MOĞOL İSTİLASI VE İLHANLI EGEMENLİĞİ
1243’teki Kösedağ Savaşı, Erzincan’ın Moğol egemenliğine geçişini hızlandırdı. İlhanlılar, şehri doğrudan yönetmek yerine Selçuklu memurları aracılığıyla vergilendirdi. Ancak 1277’de Memlüklü Sultanı Baybars’ın Elbistan Savaşı’nda Moğolları yenmesi, bölgedeki güç dengelerini sarstı. Taşcı, İlhanlı valilerinin isyanları ve Moğol boylarının yağmaları nedeniyle Erzincan’ın bu dönemde büyük zarar gördüğünü vurguluyor. 1343’teki Karanbük Savaşı’yla Eretnalılar, İlhanlı hakimiyetine son vererek Erzincan’ı kendi idareleri altına aldı. Eretnalı hükümdarı Alâeddin Eretna, Türkmenler ve Ahilerle iş birliği yaparak şehri yeniden canlandırdı. Ahi Ayna Bey’in 1348-1362 yılları arasında Erzincan’ı yönetmesi, şehirde yerel bir idari yapının güçlenmesini sağladı.
AKKOYUNLULAR, KARAKOYUNLULAR VE TİMURLU FIRTINASI
14. yüzyıl sonlarında Erzincan, Akkoyunlular ve Karakoyunlular arasında bir çekişme alanı oldu. Emir Timur’un Anadolu seferi ve 1402’deki Ankara Savaşı, bölgede Timurlu etkisini artırdı. Erzincan emiri Mutahharten, Timur’un yanında yer alarak şehirde bir süre Timurlu hakimiyetini sürdürdü.
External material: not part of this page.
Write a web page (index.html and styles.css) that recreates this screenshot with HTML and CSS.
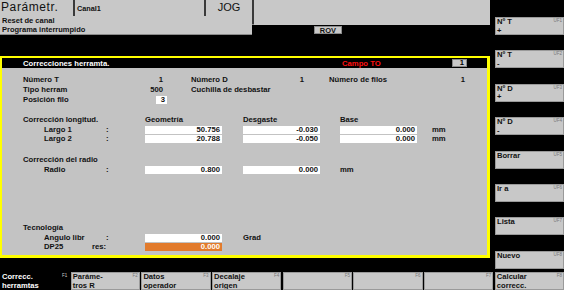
FILE: index.html
```html
<!DOCTYPE html>
<html lang="es">
<head>
    <meta charset="utf-8">
    <title>Correcciones herramta.</title>
    <link rel="stylesheet" href="styles.css">
</head>
<body>
    <div class="hmi">
        <div class="main">
            <div class="status-top">
                <div class="cell area">Parámetr.</div>
                <div class="cell canal">Canal1</div>
                <div class="cell mode">JOG</div>
                <div class="cell"></div>
            </div>
            <div class="status-row">
                <div class="cell msg">Reset de canal</div>
                <div class="cell"></div>
            </div>
            <div class="status-row last">
                <div class="cell msg">Programa interrumpido</div>
                <div class="rov-wrap"><span class="rov">ROV</span></div>
            </div>

            <section class="panel">
                <header class="panel-head">
                    <span class="panel-title">Correcciones herramta.</span>
                    <span class="campo">Campo TO</span>
                    <span class="to-box">1</span>
                </header>
                <div class="panel-body">
                    <div class="info">
                        <span class="row-start">Número T</span><span class="num">1</span>
                        <span class="col-d">Número D</span><span class="num">1</span>
                        <span class="col-f">Número de filos</span><span class="num">1</span>

                        <span class="row-start">Tipo herram</span><span class="num">500</span>
                        <span class="col-d wide">Cuchilla de desbastar</span>

                        <span class="row-start">Posición filo</span><span class="num"><span class="filo">3</span></span>
                    </div>

                    <div class="grid longitud">
                        <span class="title">Corrección longitud.</span>
                        <span class="c-geo">Geometría</span>
                        <span class="c-des">Desgaste</span>
                        <span class="c-base">Base</span>

                        <span class="sub">Largo 1</span><span class="colon">:</span>
                        <span class="box c-geo">50.756</span>
                        <span class="box c-des">-0.030</span>
                        <span class="box c-base">0.000</span>
                        <span class="c-unit">mm</span>

                        <span class="sub">Largo 2</span><span class="colon">:</span>
                        <span class="box c-geo">20.788</span>
                        <span class="box c-des">-0.050</span>
                        <span class="box c-base">0.000</span>
                        <span class="c-unit">mm</span>
                    </div>

                    <div class="grid radio">
                        <span class="title">Corrección del radio</span>
                        <span class="sub">Radio</span><span class="colon">:</span>
                        <span class="box c-geo">0.800</span>
                        <span class="box c-des">0.000</span>
                        <span class="c-base">mm</span>
                    </div>

                    <div class="grid tecno">
                        <span class="title">Tecnología</span>
                        <span class="sub">Angulo libr</span><span class="colon">:</span>
                        <span class="box c-geo">0.000</span>
                        <span class="c-des">Grad</span>

                        <span class="sub dp">DP25 <span>res:</span></span>
                        <span class="box c-geo active">0.000</span>
                    </div>
                </div>
            </section>
        </div>

        <aside class="vkeys">
            <div class="vkey"><b>Nº T<br>+</b><small>ÛF1</small></div>
            <div class="vkey"><b>Nº T<br>-</b><small>ÛF2</small></div>
            <div class="vkey"><b>Nº D<br>+</b><small>ÛF3</small></div>
            <div class="vkey"><b>Nº D<br>-</b><small>ÛF4</small></div>
            <div class="vkey"><b>Borrar</b><small>ÛF5</small></div>
            <div class="vkey"><b>Ir a</b><small>ÛF6</small></div>
            <div class="vkey"><b>Lista</b><small>ÛF7</small></div>
            <div class="vkey"><b>Nuevo</b><small>ÛF8</small></div>
        </aside>

        <nav class="hkeys">
            <div class="hkey on"><b>Correcc.<br>herramtas</b><small>F1</small></div>
            <div class="hkey"><b>Paráme-<br>tros R</b><small>F2</small></div>
            <div class="hkey"><b>Datos<br>operador</b><small>F3</small></div>
            <div class="hkey"><b>Decalaje<br>origen</b><small>F4</small></div>
            <div class="hkey"><b></b><small>F5</small></div>
            <div class="hkey"><b></b><small>F6</small></div>
            <div class="hkey"><b></b><small>F7</small></div>
            <div class="hkey"><b>Calcular<br>correcc.</b><small>F8</small></div>
        </nav>
    </div>
</body>
</html>
```

FILE: styles.css
```css
* {
    box-sizing: border-box;
}

body {
    margin: 0;
    background: #000;
    font-family: "Liberation Sans", Arial, sans-serif;
    color: #111;
}

.hmi {
    display: grid;
    grid-template-columns: 495px 69px;
    grid-template-rows: 271px 19px;
    width: 564px;
    height: 290px;
    overflow: hidden;
}

.main {
    width: 490px;
}

/* status bar */
.cell {
    background: #c8c8c8;
}

.status-top {
    display: grid;
    grid-template-columns: 73px 129px 46px 1fr;
    column-gap: 2px;
    height: 16px;
    background: #3a3a3a;
    border-bottom: 2px solid #3a3a3a;
}

.area {
    font-size: 12px;
    letter-spacing: 0.6px;
    line-height: 14px;
    padding-left: 1px;
}

.canal {
    font-size: 7.3px;
    font-weight: bold;
    line-height: 17px;
    padding-left: 2px;
}

.mode {
    font-size: 11px;
    line-height: 14px;
    text-align: center;
}

.status-row {
    display: grid;
    grid-template-columns: 252px 1fr;
    column-gap: 2px;
    height: 9px;
    background: #3a3a3a;
    border-bottom: 1px solid #8a8a8a;
}

.status-row.last {
    height: 10px;
    background: transparent;
    border-bottom: 0;
}

.status-row.last .msg {
    border-bottom: 1px solid #8a8a8a;
}

.msg {
    font-size: 7.5px;
    font-weight: bold;
    line-height: 9px;
    padding-left: 2px;
}

.rov-wrap {
    padding: 1px 0 0 60px;
}

.rov {
    display: block;
    width: 28px;
    height: 8px;
    background: #c8c8c8;
    border: 1px solid #8a8a8a;
    font-size: 7.5px;
    font-weight: bold;
    line-height: 7px;
    text-align: center;
}

/* tool offset panel */
.panel {
    margin-top: 21px;
    height: 202px;
    border: 2px solid #ffff00;
    border-right-width: 3px;
    border-bottom-width: 3px;
    background: #c3c3c3;
    font-size: 7.7px;
    font-weight: bold;
}

.panel-head {
    display: flex;
    align-items: center;
    height: 10px;
    padding-left: 21px;
    background: #000;
}

.panel-title {
    width: 319px;
    color: #fff;
}

.campo {
    width: 110px;
    color: #ff1010;
}

.to-box {
    width: 15px;
    height: 8px;
    background: #c8c8c8;
    border: 1px solid #888;
    line-height: 6px;
    text-align: right;
    padding-right: 2px;
    color: #000;
}

.panel-body {
    padding: 7px 0 0 21px;
}

.info {
    display: grid;
    grid-template-columns: 117px 26px 25px 89px 27px 22px 111px 28px;
    grid-auto-rows: 10px;
    line-height: 10px;
}

.row-start {
    grid-column: 1;
}

.col-d {
    grid-column: 4;
}

.col-f {
    grid-column: 7;
}

.info .wide {
    grid-column: 4 / 7;
}

.num {
    text-align: right;
    padding-right: 3px;
}

.filo {
    display: inline-block;
    width: 11px;
    height: 8px;
    margin-right: -4px;
    background: #fff;
    line-height: 8px;
    padding-right: 2px;
}

.grid {
    display: grid;
    grid-template-columns: 21px 62px 39px 77px 21px 77px 20px 77px 15px 40px;
    grid-auto-rows: 9px;
    line-height: 9px;
}

.grid .title {
    grid-column: 1 / 4;
    height: 10px;
}

.longitud {
    margin-top: 10px;
    grid-template-rows: 10px;
}

.radio {
    margin-top: 12px;
    grid-template-rows: 10px;
}

.tecno {
    margin-top: 49px;
    grid-template-rows: 10px;
}

.sub {
    grid-column: 2;
}

.colon {
    grid-column: 3;
}

.c-geo {
    grid-column: 4;
}

.c-des {
    grid-column: 6;
}

.c-base {
    grid-column: 8;
}

.c-unit {
    grid-column: 10;
}

.box {
    height: 8px;
    margin-top: 1px;
    background: #fff;
    text-align: right;
    padding-right: 2px;
    line-height: 8px;
}

.box.active {
    background: #e27b2c;
    color: #fff;
}

.dp {
    display: flex;
    justify-content: space-between;
    grid-column: 2 / 4;
    padding-right: 39px;
}

/* softkeys */
.vkeys {
    display: flex;
    flex-direction: column;
    gap: 15.4px;
    padding-top: 17px;
}

.vkey,
.hkey {
    position: relative;
    height: 18px;
    background: #c8c8c8;
    border: 1px solid #9a9a9a;
    font-size: 7.6px;
    line-height: 8.5px;
    padding-left: 1px;
    overflow: hidden;
}

.vkey small,
.hkey small {
    position: absolute;
    top: 0;
    right: 1px;
    font-size: 4.5px;
    line-height: 6px;
    color: #777;
}

.hkeys {
    grid-column: 1 / 3;
    display: grid;
    grid-template-columns: repeat(8, 1fr);
    column-gap: 1.5px;
    padding-top: 1px;
}

.hkey.on {
    background: #000;
    border-color: #000;
    color: #fff;
}

.hkey.on small {
    color: #ccc;
}
```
Ancak 1410’da Karakoyunlu Kara Yusuf Bey, Erzincan’ı ilhak etti. 1420’de Kara Yusuf’un ölümüyle şehir halkı isyan etti ve Akkoyunlu Kara Yulük Osman Bey, 1422’de Erzincan’ı ele geçirdi. Taşcı, bu dönemde Erzincan’ın Akkoyunlu ve Karakoyunlu prensleri arasında defalarca el değiştirdiğini, her değişimde tahribat ve yağmanın kaçınılmaz olduğunu belirtiyor. 1457’de Akkoyunlu lideri Uzun Hasan’ın Erzincan’ı ele geçirmesi ve 1473’teki Otlukbeli Savaşı’na kadar bölgede üstünlüğünü sürdürmesi, Akkoyunlu hakimiyetinin zirvesi oldu.

SAFEVİLER VE OSMANLI ZAFERİ
16.yüzyıl başında Şah İsmail’in Safevi hareketi, Erzincan’ı yeniden bir çatışma merkezi haline getirdi. 1508’de Şah İsmail’in Erzincan’da düzenlediği Kızılbaş kurultayı, Safevi etkisinin Anadolu’daki merkezi olarak şehri öne çıkardı. Erzincan, Safevi dailerinin Anadolu’ya yayılma üssü haline geldi. Ancak 1514’teki Çaldıran Savaşı, Osmanlı hükümdarı Yavuz Sultan Selim’in zaferiyle sonuçlandı. Taşcı, bu savaşın ardından Erzincan’ın Osmanlı hakimiyetine geçtiğini ve şehrin Safevi tehdidinden kurtularak Osmanlı idari yapısına entegre olduğunu belirtiyor. Bu zafer, Erzincan’ın Osmanlı döneminde bir eyalet merkezi olarak yeniden şekillenmesinin başlangıcı oldu.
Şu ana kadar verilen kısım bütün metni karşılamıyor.